Por exemplo, o Marfrig vem abrindo mercado e o produtor vem atrás. Esta, na minha opinião, é a prova de que quem forma realmente essa cadeia produtiva é o frigorífico.

Roberto Müller: Você disse que uma das características dessa gigantesca feira será mostrar a preocupação de toda a cadeia produtiva para com a sustentabilidade. Por que estão tão preocupados em mostrar que o setor e toda a cadeia produtiva estão atentos para a questão da sustentabilidade?
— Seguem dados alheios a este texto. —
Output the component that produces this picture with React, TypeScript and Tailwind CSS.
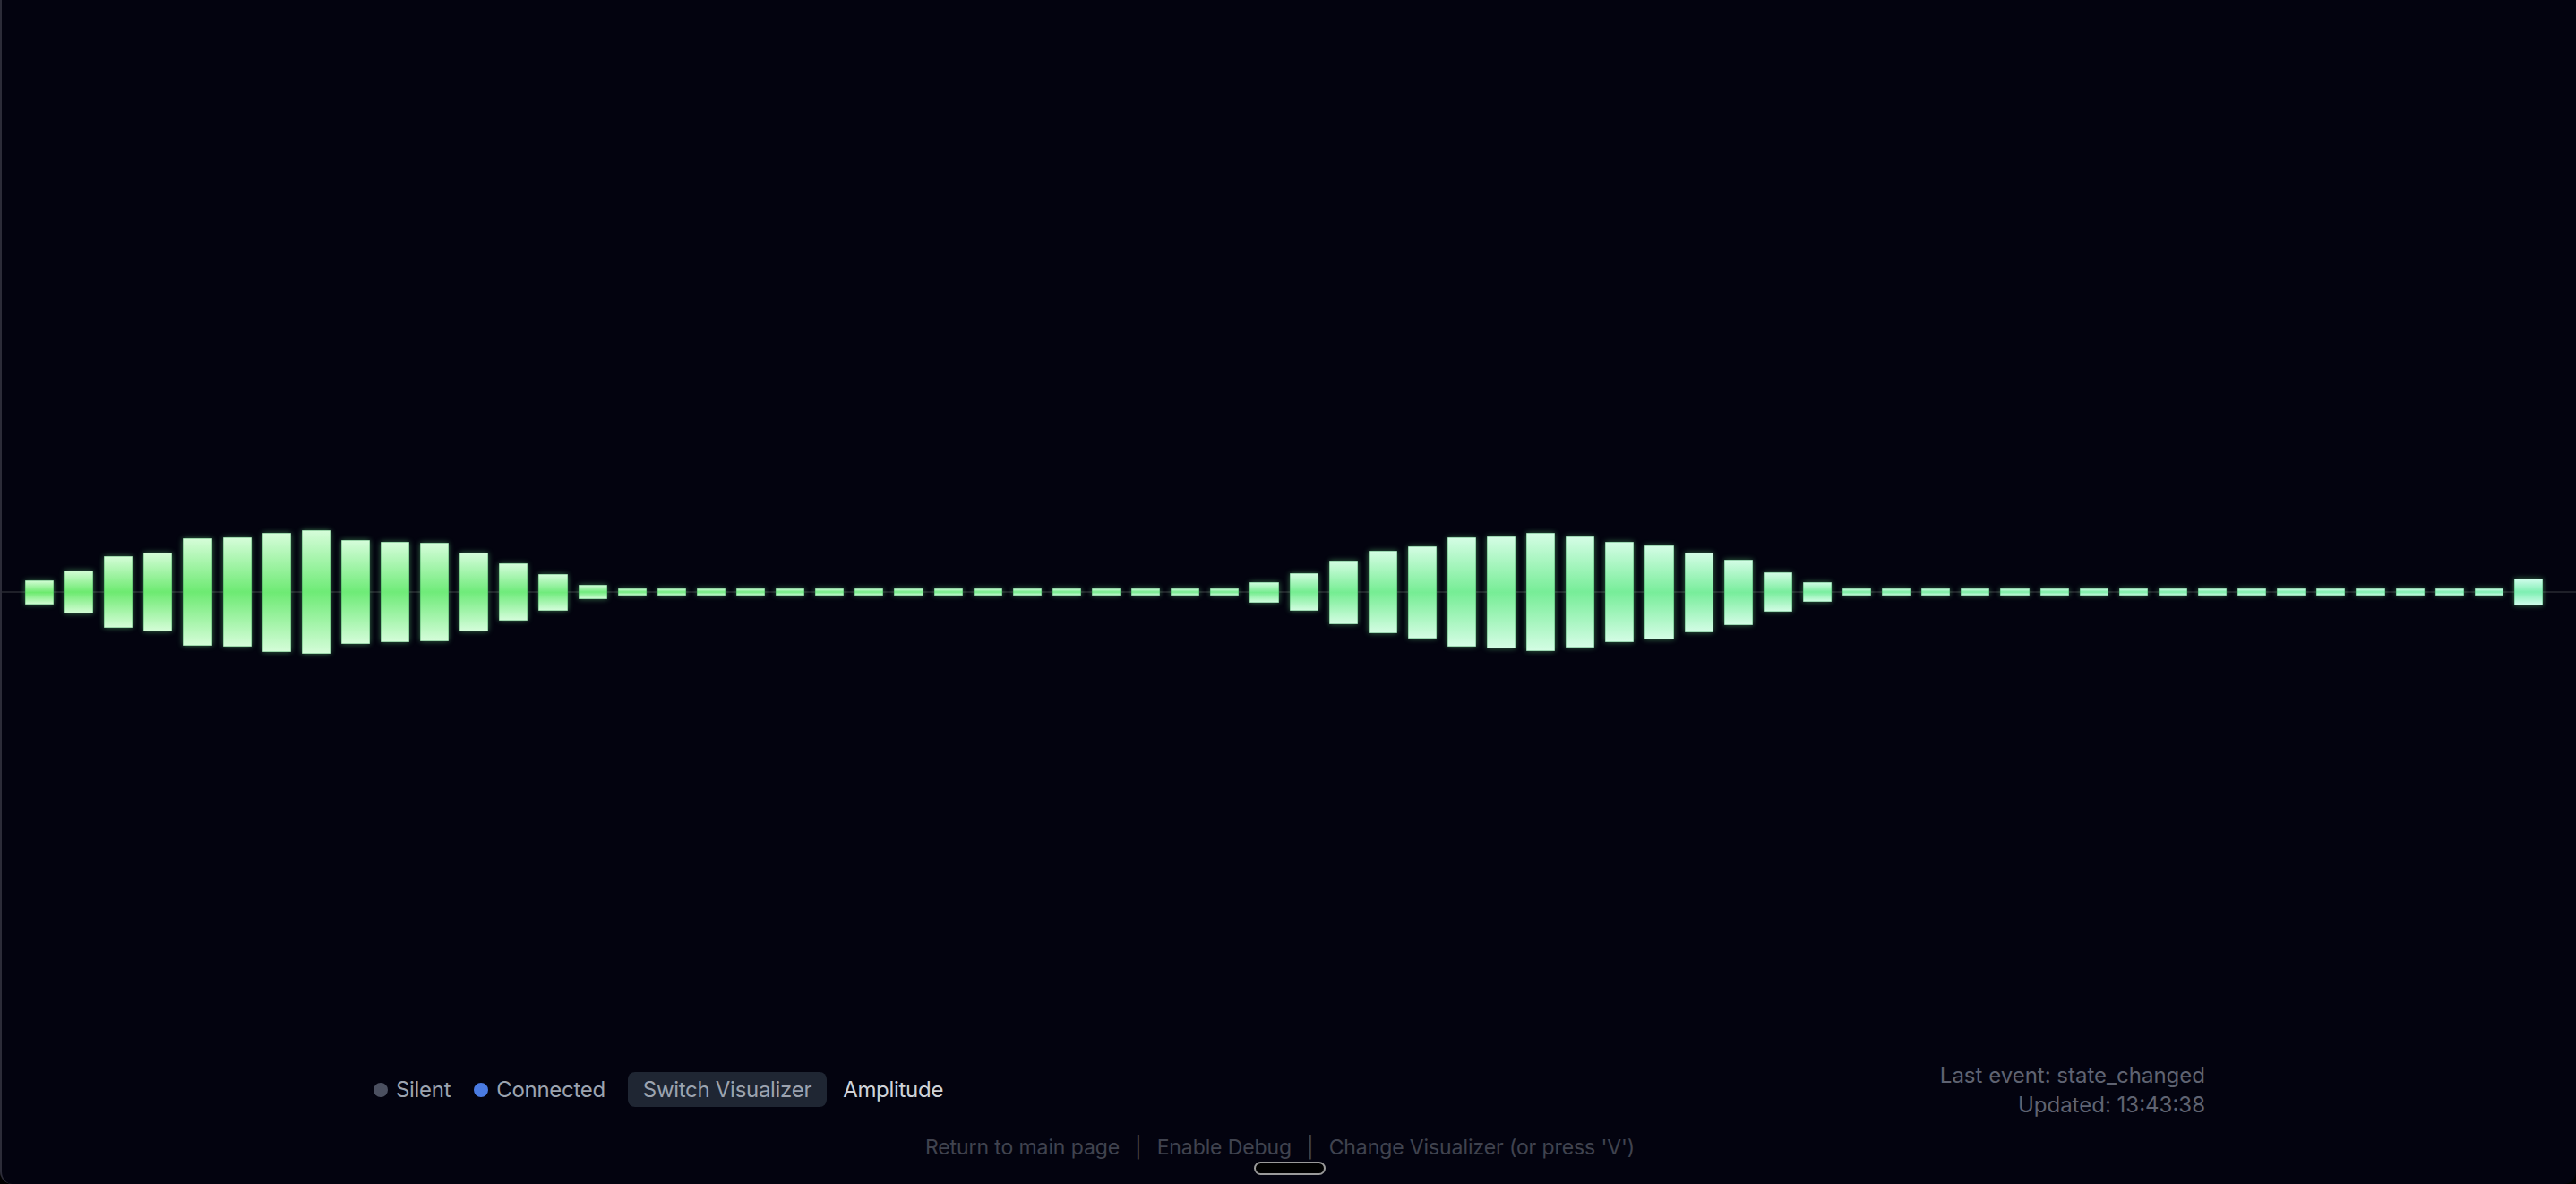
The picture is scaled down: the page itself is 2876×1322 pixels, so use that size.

Décio Ribeiro dos Santos: Não é o nosso setor: é o mundo que hoje está preocupado com essa questão. Todos os setores estão preocupados com a sustentabilidade e a cadeia da carne está inserida nesse contexto. Temos o cuidado de preservar matas e as áreas destinadas à produção de alimentos. Com o trabalho que vem sendo feito hoje em torno da sustentabilidade, mostramos é possível criar um maior número de animais na mesma área, contando só com o aumento da produtividade. Já é possível fazer isso hoje, e este é o futuro da pecuária de corte. Só sobreviverá no setor o pecuarista que se preocupe com a sustentabilidade e com a genética.

Milton Paes: Existe uma tendência de o setor se profissionalizar?

Décio Ribeiro dos Santos: É a única maneira de o pecuarista sobreviver dentro do novo cenário que está se formando na pecuária de corte.

Márcia Raposo: Você está falando de uma brutal concentração de mercado? Hoje poucas empresas são altamente profissionalizadas.

Décio Ribeiro dos Santos: Eu viajo muito ao interior do Brasil e algumas pessoas podem acreditar que nessas regiões não houve avanço na pecuária. No entanto, nos últimos anos, observei, em propriedades em que estive, mudanças radicais, que muitos podem acreditar que seja impossível implantar. Eu tenho andado muito pelo interior da Bahia, pelo Nordeste do Brasil e tenho acompanhado mudanças radicais.